Noica would have screamed if he had any air in his lungs. Hands grabbed at him, wrestled him, pulled him over and turned him face up as a man climbed on top. Lucian Noica saw the knife first, the curved, blackened blade held to his face. Then he saw the man wielding it and knew he had seconds to live… seconds… possibly less.
Paul McGovern just happened.
“Doctor Noica…” growled the vampire. “It’s time you and I talked.”
----- X -----
It was almost midnight. Cornel had fought the temptation of opening another bottle of whisky. “Do you want a drink?” he asked Ciprian.
“Jesus, yes,” the kid replied. Problem solved, the bottle was opened.
“I almost can’t believe it… almost.” Ciprian slumped into the dusty armchair and took a deep hit of the scotch. “Three armed men taken down with a knife?”
“Did they find any DNA from the attacker?” Cornel was carefully reading through the printed Europol report.

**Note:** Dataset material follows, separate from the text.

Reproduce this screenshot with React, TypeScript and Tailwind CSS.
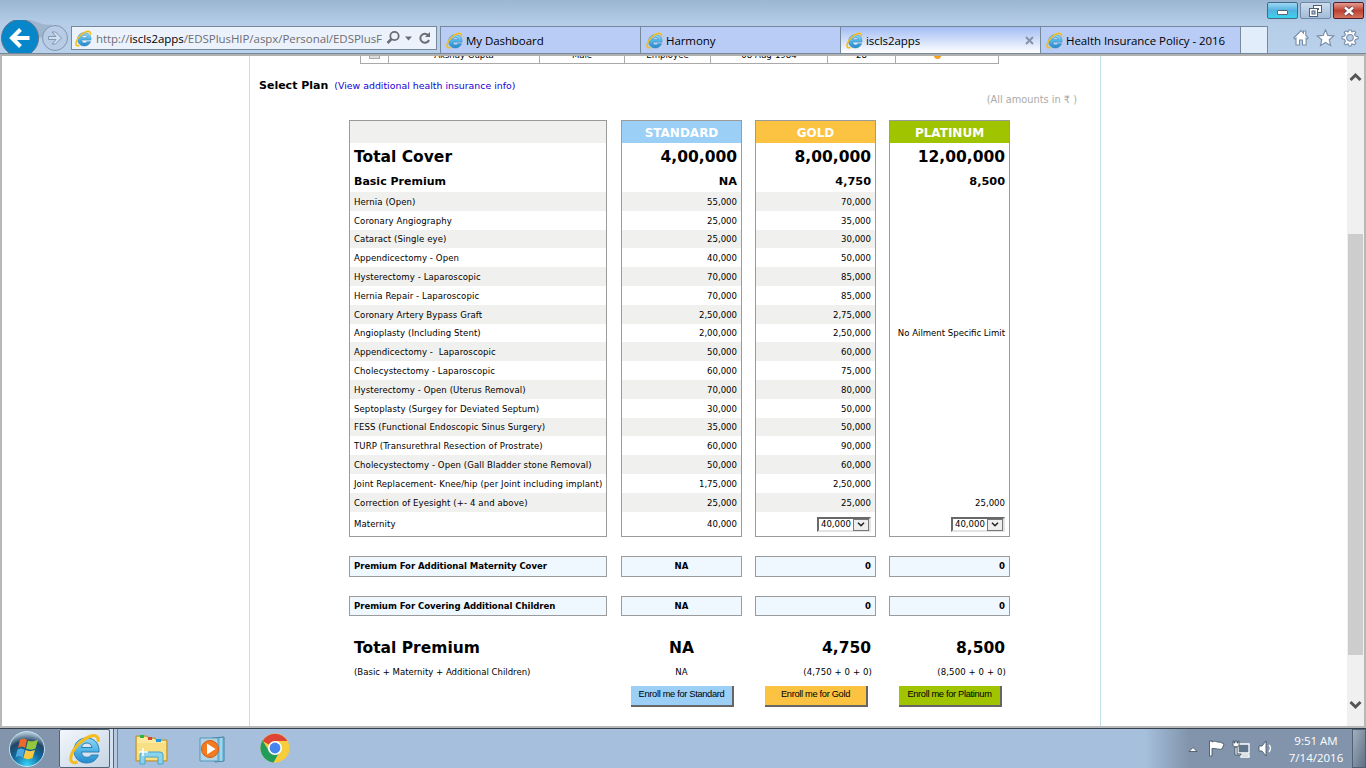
import React from "react";

const small = "font-['DejaVu_Sans_Condensed','DejaVu_Sans',sans-serif] text-[9.5px]";
const bold = "font-['DejaVu_Sans',sans-serif] font-bold";
const ui = "font-['Open_Sans',sans-serif]";

const procedures: [string, string, string][] = [
  ["Hernia (Open)", "55,000", "70,000"],
  ["Coronary Angiography", "25,000", "35,000"],
  ["Cataract (Single eye)", "25,000", "30,000"],
  ["Appendicectomy - Open", "40,000", "50,000"],
  ["Hysterectomy - Laparoscopic", "70,000", "85,000"],
  ["Hernia Repair - Laparoscopic", "70,000", "85,000"],
  ["Coronary Artery Bypass Graft", "2,50,000", "2,75,000"],
  ["Angioplasty (Including Stent)", "2,00,000", "2,50,000"],
  ["Appendicectomy -  Laparoscopic", "50,000", "60,000"],
  ["Cholecystectomy - Laparoscopic", "60,000", "75,000"],
  ["Hysterectomy - Open (Uterus Removal)", "70,000", "80,000"],
  ["Septoplasty (Surgey for Deviated Septum)", "30,000", "50,000"],
  ["FESS (Functional Endoscopic Sinus Surgery)", "35,000", "50,000"],
  ["TURP (Transurethral Resection of Prostrate)", "60,000", "90,000"],
  ["Cholecystectomy - Open (Gall Bladder stone Removal)", "50,000", "60,000"],
  ["Joint Replacement- Knee/hip (per Joint including implant)", "1,75,000", "2,50,000"],
  ["Correction of Eyesight (+- 4 and above)", "25,000", "25,000"],
];

function IEIcon({ className, id }: { className: string; id: string }) {
  return (
    <svg className={className} viewBox="0 0 32 32" fill="none">
      <defs>
        <linearGradient id={id} x1="0" y1="0" x2="0" y2="1">
          <stop offset="0" stopColor="#8fd8f5" />
          <stop offset=".5" stopColor="#4fb4e6" />
          <stop offset="1" stopColor="#2389ca" />
        </linearGradient>
      </defs>
      <path
        d="M30 19H12.5c.3 3.4 2.2 5.3 5.2 5.3 2.2 0 3.7-.8 4.6-2.3h7c-1.7 5-6 8-11.8 8C10 30 5 25 5 17.5S10.3 5 17.5 5C25.5 5 30.5 10.5 30 19zM23 14.5c-.5-2.9-2.400-4.500-5.200-4.500s-4.700 1.600-5.200 4.500z"
        fill={`url(#${id})`}
        stroke="#2b7fb8"
        strokeWidth="1"
      />
      <path d="M29 9C30 4 27 1.5 22 3 14 5.5 5 14 2.5 22c-2 6 .5 9 6 7" stroke="#f5bd1c" strokeWidth="3" />
    </svg>
  );
}

function Tab({ title, active, id }: { title: string; active?: boolean; id: string }) {
  return (
    <div
      className={`flex h-[27px] w-[200px] items-center border-l border-t border-[#76889c] pl-[5px] ${
        active ? "bg-linear-to-b from-[#a3bcf3] to-white" : "bg-[#b9ccf6]"
      }`}
    >
      <IEIcon className="size-[17px] shrink-0" id={id} />
      <span className={`${ui} ml-[3px] whitespace-nowrap pt-px text-[11.5px] leading-[18px] tracking-[-0.07px] text-black`}>{title}</span>
      {active && (
        <svg className="ml-auto mr-[6px] size-[9px]" viewBox="0 0 9 9">
          <path d="M1 1l7 7M8 1L1 8" stroke="#8792a8" strokeWidth="2" />
        </svg>
      )}
    </div>
  );
}

function Browser() {
  return (
    <header className="flex h-[54px] shrink-0 flex-col border-b border-[#76889c] bg-linear-to-b from-[#9bb6d2] via-[#b5cde7] via-45% to-[#bad1ec]">
      <div className="flex h-5 shrink-0 justify-end gap-[2px] pr-[2px] pt-[2px]">
        <div className="flex h-[17px] w-[31px] items-center justify-center rounded-[2px] border border-[#456984] bg-linear-to-b from-[#9bd7f3] via-[#52b2df] via-50% to-[#35d4ef]">
          <div className="mt-[4px] h-[5px] w-[11px] rounded-[1px] border border-[#55666f] bg-white" />
        </div>
        <div className="flex h-[17px] w-[31px] items-center justify-center rounded-[2px] border border-[#7189a5] bg-linear-to-b from-[#cbdced] to-[#a2bbd7]">
          <svg width="13" height="12" viewBox="0 0 13 12">
            <rect x="4.500" y=".5" width="8" height="7" fill="#fff" stroke="#4f6076" />
            <rect x="7.500" y="3" width="2.500" height="2" fill="#56677c" />
            <rect x=".5" y="3.500" width="8" height="8" fill="#fff" stroke="#4f6076" />
            <rect x="3" y="6" width="3" height="3" fill="#b5c9df" stroke="#4f6076" />
          </svg>
        </div>
        <div className="flex h-[17px] w-[31px] items-center justify-center rounded-[2px] border border-[#541d2b] bg-linear-to-b from-[#e59b91] via-[#bd4031] via-50% to-[#d3735d]">
          <svg width="12" height="10" viewBox="0 0 12 10">
            <path d="M2 1.5l8 7M10 1.5l-8 7" stroke="#694955" strokeWidth="4.500" />
            <path d="M2 1.5l8 7M10 1.5l-8 7" stroke="#fff" strokeWidth="2.400" />
          </svg>
        </div>
      </div>
      <div className="flex h-[33px]">
        <svg className="h-[33px] w-[71px] shrink-0" viewBox="0 20 71 33">
          <path d="M20 19c17 0 20 7 32 5.500l-8 12-6 2z" fill="#9fb5cd" />
          <circle cx="20" cy="38" r="18.500" fill="#0787ca" stroke="#5c7389" />
          <path d="M29.5 38H13M20.5 29.5L12 38l8.5 8.5" stroke="white" strokeWidth="4" fill="none" />
          <circle cx="55" cy="38" r="12.500" fill="#b8cde5" stroke="#8196af" />
          <path d="M48.500 36.500h7.500l-4-4.500h3.500l6 6-6 6H52l4-4.500h-7.500z" fill="#d0dff0" stroke="#8297b0" />
        </svg>
        <div className="mt-[6px] flex h-6 w-[366px] shrink-0 items-center border border-[#76889c] bg-[#ecf2fc] pl-[3px]">
          <IEIcon className="size-[17px] shrink-0" id="ieAddress" />
          <span className={`${ui} ml-[4px] w-[287px] shrink-0 whitespace-nowrap pt-px text-[11.5px] tracking-[-0.05px] text-[#6c6e72]`}>
            http://<span className="text-black">iscls2apps</span>/EDSPlusHIP/aspx/Personal/EDSPlusF
          </span>
          <svg className="ml-[3px] h-4 w-[46px] shrink-0" viewBox="0 0 46 16" fill="none" stroke="#686c73">
            <circle cx="8.500" cy="6" r="4.200" strokeWidth="1.800" />
            <path d="M5.500 9L1.500 13" strokeWidth="2.500" />
            <path d="M19 6.5h7l-3.500 4z" fill="#686c73" stroke="none" />
            <path d="M42 5a4.500 4.500 0 1 0 1 5" strokeWidth="2" />
            <path d="M44 2v5h-5z" fill="#686c73" stroke="none" />
          </svg>
        </div>
        <div className="ml-[3px] mt-[6px] flex">
          <Tab title="My Dashboard" id="ieTab1" />
          <Tab title="Harmony" id="ieTab2" />
          <Tab title="iscls2apps" id="ieTab3" active />
          <Tab title="Health Insurance Policy - 2016" id="ieTab4" />
          <div className="h-[27px] w-[28px] border-x border-t border-[#76889c] bg-[#e1edfa]" />
        </div>
        <svg className="ml-[25px] mt-[9px] h-[18px] w-[68px]" viewBox="0 0 68 18" fill="#fff" stroke="#788da7" strokeWidth="1.100">
          <path d="M.8 9L8 1.5l2.5 2.6V2h2.3v4.2L15.2 9l-1.1 1.1-1-.9V16H9.5v-5h-3v5H3V9.2l-1 .9z" />
          <path d="M32.5.8l2.300 5.600 6 .5-4.600 3.900 1.500 5.800-5.200-3.100-5.100 3.100 1.400-5.800-4.600-3.900 6-.5z" />
          <path fillRule="evenodd" d="M55 3l1-2h2l1 2 2.300-1.200 1.500 1.500L61.500 5.500l1 1.500 2.500.7v2.100l-2.500.7-.8 1.700 1.100 2.200-1.500 1.500L59 14.700 58 17h-2l-1-2.300-2.300 1.200-1.500-1.500 1.200-2.200-.8-1.700-2.500-.7V7.700l2.500-.7.8-1.500-1.200-2.200 1.500-1.500zM57 5.500a3.300 3.300 0 1 0 0 6.600 3.300 3.300 0 0 0 0-6.600z" />
        </svg>
      </div>
    </header>
  );
}

function Dropdown() {
  return (
    <div className="flex h-[15px] w-[54px] items-center border-2 border-b-[#e3e3e3] border-l-[#696969] border-r-[#e3e3e3] border-t-[#696969] bg-white pl-[2px]">
      <span className="w-[32px] text-left">40,000</span>
      <span className="flex h-[12px] w-[16px] shrink-0 items-center justify-center border border-[#777] bg-[#eee]">
        <svg width="8" height="5" viewBox="0 0 8 5">
          <path d="M1 .8l3 3 3-3" stroke="#222" strokeWidth="1.500" fill="none" />
        </svg>
      </span>
    </div>
  );
}

const plans = [
  { name: "STANDARD", short: "Standard", cover: "4,00,000", premium: "NA", color: "bg-[#9bcff5]", idx: 1, extra: "NA", detail: "NA" },
  { name: "GOLD", short: "Gold", cover: "8,00,000", premium: "4,750", color: "bg-[#fcc242]", idx: 2, extra: "0", detail: "(4,750 + 0 + 0)" },
  { name: "PLATINUM", short: "Platinum", cover: "12,00,000", premium: "8,500", color: "bg-[#a1c400]", idx: 3, extra: "0", detail: "(8,500 + 0 + 0)" },
];

function PlanTable() {
  return (
    <div className="ml-[97px] flex gap-[13px]">
      <section className={`mr-px w-[258px] shrink-0 ${small}`}>
        <div className="h-[417px] border border-[#9b9b9b]">
          <div className="h-[22px] bg-[#f0f0ee]" />
          <div className={`flex h-[28px] items-center pl-[4px] pt-[2px] text-[15.5px] ${bold}`}>Total Cover</div>
          <div className={`flex h-[21px] items-center pl-[4px] pt-[2px] text-[11px] ${bold}`}>Basic Premium</div>
          {procedures.map((p, i) => (
            <div key={p[0]} className={`flex h-[18.8px] items-center whitespace-pre pl-[4px] pt-px tracking-[0.09px] ${i % 2 ? "" : "bg-[#f0f0ee]"}`}>
              {p[0]}
            </div>
          ))}
          <div className="flex h-[24px] items-center pl-[4px] pt-[2px] tracking-[0.09px]">Maternity</div>
        </div>
        <div className="mt-[19px] flex h-[21px] items-center border border-[#9b9b9b] bg-[#eff7ff] pl-[4px] font-bold tracking-[-0.05px]">Premium For Additional Maternity Cover</div>
        <div className="mt-[19px] flex h-[20px] items-center border border-[#9b9b9b] bg-[#eff7ff] pl-[4px] font-bold tracking-[-0.05px]">Premium For Covering Additional Children</div>
        <div className={`mt-[21px] flex h-6 items-center pl-[5px] text-[15.5px] ${bold}`}>Total Premium</div>
        <div className="flex h-[22px] items-center pl-[5px]">(Basic + Maternity + Additional Children)</div>
      </section>
      {plans.map((plan) => {
        const place = plan.idx === 1 ? "justify-center" : "justify-end";
        return (
          <section key={plan.name} className={`w-[121px] shrink-0 text-right ${small}`}>
            <div className="h-[417px] border border-[#9b9b9b]">
              <div className={`flex h-[22px] items-center justify-center pt-[2px] text-[12px] text-white ${bold} ${plan.color}`}>{plan.name}</div>
              <div className={`flex h-[28px] items-center justify-end pr-[4px] pt-[2px] text-[15.5px] ${bold}`}>{plan.cover}</div>
              <div className={`flex h-[21px] items-center justify-end pr-[4px] pt-[2px] text-[11.3px] ${bold}`}>{plan.premium}</div>
              {procedures.map((p, i) => (
                <div
                  key={p[0]}
                  className={`flex h-[18.8px] items-center justify-end whitespace-nowrap pr-[4px] pt-px ${i % 2 || plan.idx === 3 ? "" : "bg-[#f0f0ee]"}`}
                >
                  {plan.idx < 3 ? p[plan.idx] : i === 7 ? "No Ailment Specific Limit" : i === 16 ? "25,000" : ""}
                </div>
              ))}
              <div className="flex h-[24px] items-center justify-end pr-[4px] pt-[2px]">{plan.idx === 1 ? "40,000" : <Dropdown />}</div>
            </div>
            <div className={`mt-[19px] flex h-[21px] items-center border border-[#9b9b9b] bg-[#eff7ff] px-[4px] font-bold ${place}`}>{plan.extra}</div>
            <div className={`mt-[19px] flex h-[20px] items-center border border-[#9b9b9b] bg-[#eff7ff] px-[4px] font-bold ${place}`}>{plan.extra}</div>
            <div className={`mt-[21px] flex h-6 items-center px-[5px] text-[15.5px] ${bold} ${place}`}>{plan.premium}</div>
            <div className={`flex h-[22px] items-center px-[4px] tracking-[0.1px] ${place}`}>{plan.detail}</div>
            <button
              className={`ml-[10px] mt-[3px] flex h-[21px] w-[103px] items-center justify-center whitespace-nowrap border-b-2 border-r-2 border-[#666] pb-px font-['Liberation_Sans',sans-serif] text-[9.3px] tracking-[-0.33px] ${plan.color}`}
            >
              Enroll me for {plan.short}
            </button>
          </section>
        );
      })}
    </div>
  );
}

function MemberStrip() {
  const cells: [string, string][] = [
    ["", "w-[28px]"],
    ["Akshay Gupta", "w-[151px]"],
    ["Male", "w-[85px]"],
    ["Employee", "w-[86px]"],
    ["08-Aug-1984", "w-[117px]"],
    ["28", "w-[68px]"],
  ];
  return (
    <div className={`ml-[110px] flex h-[8px] w-[639px] shrink-0 items-end overflow-hidden border-x border-b border-[#aaa] ${small}`}>
      {cells.map(([text, width], i) => (
        <div key={i} className={`flex h-5 shrink-0 items-center justify-center border-r border-[#aaa] leading-none ${width}`}>
          {i === 0 ? <span className="size-[11px] border border-[#aaa] bg-[#ddd]" /> : <span className="mt-[3px]">{text}</span>}
        </div>
      ))}
      <div className="mb-[4px] ml-[38px] h-[4px] w-[7px] rounded-b-full bg-[#f5a11c]" />
    </div>
  );
}

function Scrollbar() {
  return (
    <div className="flex w-[17px] shrink-0 flex-col items-center bg-[#f0f0f0]">
      <svg className="mt-[15px] h-[12px] w-[13px] shrink-0" viewBox="0 0 13 12">
        <path d="M1.5 9L6.5 4l5 5" stroke="#555" strokeWidth="3" fill="none" />
      </svg>
      <div className="mt-[151px] h-[421px] w-[15px] shrink-0 bg-[#cdcdcd]" />
      <svg className="mt-[44px] h-[12px] w-[13px] shrink-0" viewBox="0 0 13 12">
        <path d="M1.5 3l5 5 5-5" stroke="#555" strokeWidth="3" fill="none" />
      </svg>
    </div>
  );
}

function Taskbar() {
  return (
    <footer className="flex h-[40px] shrink-0 border-t border-[#35404d] bg-[#a6bfdc]">
      <div className="flex w-[59px] items-center bg-[#8295ad] pl-[8px]">
        <svg width="38" height="38" viewBox="0 0 38 38">
          <defs>
            <radialGradient id="orb" cx=".5" cy=".95" r=".9">
              <stop offset="0" stopColor="#35d4f5" />
              <stop offset=".45" stopColor="#12699e" />
              <stop offset=".75" stopColor="#214665" />
              <stop offset="1" stopColor="#a9bfd0" />
            </radialGradient>
          </defs>
          <circle cx="19" cy="19" r="17.500" fill="url(#orb)" stroke="#c1e4f2" />
          <path d="M12 10c3-2 5-1 7 0l-2 8c-3-2-5-1-7 0z" fill="#ee682b" />
          <path d="M20 10.5c3 1.5 6 1 10-1l-2.500 9c-3 1.500-6 1.500-9.500 0z" fill="#92c73e" />
          <path d="M9.500 19.500c3-1.500 5-1 7 .5l-2 7.500c-3-2-5-1-7 0z" fill="#4ba9e0" />
          <path d="M17.500 20c3 1.500 6 1.500 9.500 0l-2.500 8c-3 1.500-6 1.500-9 0z" fill="#fbc93f" />
        </svg>
      </div>
      <div className="flex h-[39px] w-[51px] items-center justify-center rounded-[2px] border border-[#52647a] bg-linear-to-br from-[#f3f7fb] to-[#c6d4e4]">
        <IEIcon className="size-[32px]" id="ieTaskbar" />
      </div>
      <div className="h-[39px] w-[4px] border-r border-[#52647a] bg-[#d4e0ed]" />
      <div className="h-[39px] w-[4px] border-r border-[#6c8098] bg-[#b5c8de]" />
      <svg className="ml-[17px] mt-[5px] h-[31px] w-[35px]" viewBox="0 0 35 31">
        <path d="M1 4V2h11l1 2h7l1 2h11v21H1z" fill="#e9c861" stroke="#b98e35" />
        <path d="M2 3h10l1 2h7l1 2h10v19H2z" fill="#ffe99d" />
        <path d="M2 9h29v17H2z" fill="#f9df83" />
        <path d="M5 1h4v3H5z" fill="#27b83d" />
        <path d="M13 3h4v3h-4z" fill="#d9432b" />
        <path d="M21 5h5v3h-5z" fill="#1d99db" />
        <path d="M5 30v-9q0-3 3-3h17q3 0 3 3v9h-5v-7H10v7z" fill="#8bd3ed" stroke="#4aa2c5" />
        <path d="M8 14v8M4 18h9" stroke="#fff" strokeWidth="1.500" />
      </svg>
      <svg className="ml-[28px] mt-[7px] h-[28px] w-[31px]" viewBox="0 0 31 28">
        <path d="M14 2l12-1v24l-9 1z" fill="#7bc2e2" stroke="#467fa1" />
        <path d="M23 2v23" stroke="#c7eaf7" />
        <path d="M2 2h18v23H2z" fill="#b4d4e5" stroke="#5298ba" />
        <circle cx="12" cy="13" r="8.500" fill="#f47b20" stroke="#d85a0e" />
        <path d="M9 7.5v11l8.500-5.500z" fill="#fff" />
      </svg>
      <svg className="ml-[31px] mt-[4px] size-[30px]" viewBox="0 0 30 30">
        <circle cx="15" cy="15" r="14.500" fill="#f7cd3c" />
        <path d="M15 15L2.500 8A14.500 14.500 0 0 1 27.500 8H15z" fill="#df4536" />
        <path d="M2.500 7.500a14.500 14.500 0 0 0 11 21.900L20 18l-5 3-6-3z" fill="#219c59" />
        <circle cx="15" cy="15" r="7" fill="#fff" />
        <circle cx="15" cy="15" r="5.400" fill="#4384ee" />
      </svg>
      <div className="ml-auto flex w-[221px] bg-linear-to-r from-[#a6bfdc] to-[#8194ab] to-20%">
        <svg className="ml-[43px] mt-[9px] h-[24px] w-[88px]" viewBox="0 0 88 24" fill="white" stroke="#3d4b5c" strokeWidth=".8">
          <path d="M1 13.500l4-4 4 4z" />
          <path d="M21.500 3h2.500v1c4-2 5 1 8 0l4 2-2 5c-3 1-6-1-10-.5V18h-2.500z" />
          <path d="M50 6h11v9H50zM53 17h8v2h-8z" fill="#61768d" stroke="#fff" strokeWidth="1.300" />
          <path d="M45 3v4q0 2 3 2t3-2V3h-1v2h-1V3h-2v2h-1V3zM47 9h2v7h4v1h-6z" />
          <path d="M71 8h3l4-5v15l-4-5h-3z" />
          <path d="M81 7q3 3 0 7" fill="none" stroke="#fff" strokeWidth="1.300" />
        </svg>
        <div className={`${ui} ml-[7px] mt-[3px] w-[66px] text-center text-[11.5px] leading-[17px] text-white`}>
          <div>9:51 AM</div>
          <div>7/14/2016</div>
        </div>
        <div className="ml-auto h-[39px] w-[14px] border border-[#506175] bg-linear-to-br from-[#a3afbd] to-[#5f7186]" />
      </div>
    </footer>
  );
}

export default function App() {
  return (
    <div className="flex h-[768px] w-[1366px] flex-col overflow-hidden bg-white text-black">
      <Browser />
      <main className="flex h-[674px] shrink-0 border-2 border-[#b8b8b8] border-t-[#b0b0b0]">
        <div className="flex flex-1 pl-[247px]">
          <div className="flex h-full w-[852px] shrink-0 flex-col border-x border-[#c0dfe9]">
            <MemberStrip />
            <div className="ml-[9px] mt-[13px] flex h-[18px] items-center">
              <h1 className={`whitespace-nowrap text-[11px] ${bold}`}>Select Plan</h1>
              <a className="ml-[6px] whitespace-nowrap font-['DejaVu_Sans',sans-serif] text-[9.4px] text-[#1700d4]">(View additional health insurance info)</a>
            </div>
            <div className="mr-[23px] -mt-px h-[12px] text-right font-['DejaVu_Sans',sans-serif] text-[9.8px] leading-[12px] text-[#aaa]">(All amounts in ₹ )</div>
            <div className="mt-[14px] pl-[2px]">
              <PlanTable />
            </div>
          </div>
        </div>
        <Scrollbar />
      </main>
      <Taskbar />
    </div>
  );
}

“Yes… but it’s Albania, there was no reason for them to try and match it to anything collected on McGovern. They matched the assailant's DNA to the banker’s boyfriend, linking the two crime scenes.” He handed over a second police file. Cornel skimmed the pictures. A man face down in his own blood on a kitchen floor. A close-up of the dead man’s face with breakfast cereal still in his mouth and stuck to his lips. “There’s a match on the murder weapon. It’s unique, a knife with a curved blade, double edged.”
“He
did some damage,” Cornel said as he flipped through the pictures.
“The chain of evidence suggests a single attacker went to this guy, Alek Dukanovic’s home, killed the boyfriend by severing an artery in his armpit. Kidnapped Dukanovic, then somehow convinced the Gjokeja’s to empty their safety deposit boxes. They took everything back to their home where the same attacker killed two of the brothers and their banker?”
“I always felt,” Cornel said, “if we could trace the money used to buy Popescu’s home we would find him. So many times I’ve wondered how he could buy her that apartment. This would do it. And he did it using data on the laptop he stole from me. The son of a fuck used my networking data.”
Ciprian leaned forward in the chair, his elbows resting on his knees. “I know you said he was dangerous… but Jesus. He had to be insane to try this.”
Cornel continued reading the report carefully, every detail painting a clearer and clearer image. “He is insane. More than that, he’s fearless.” He put the paperwork down.
“So do we report this for info share? Link it between us, Albania and London?”
Cornel screwed his face as he contemplated options. “No, not yet. I don’t believe Lupescu would have genuine interest in this. He wouldn’t action anything. At least not yet, so I don’t want to tell anyone about McGovern until I get back from Albania.”
“You’re going to Albania?”
“There’s a survivor,” Cornel said. “I need to speak with him.”
----- X -----
The plane landed in Montenegro on the morning of Christmas Eve. The seventy five kilometre taxi ride to Skhodra should have cost sixty Euros, the taxi driver demanded one hundred and fifty. Cornel didn’t care about cost. He was more worried about who he was meeting.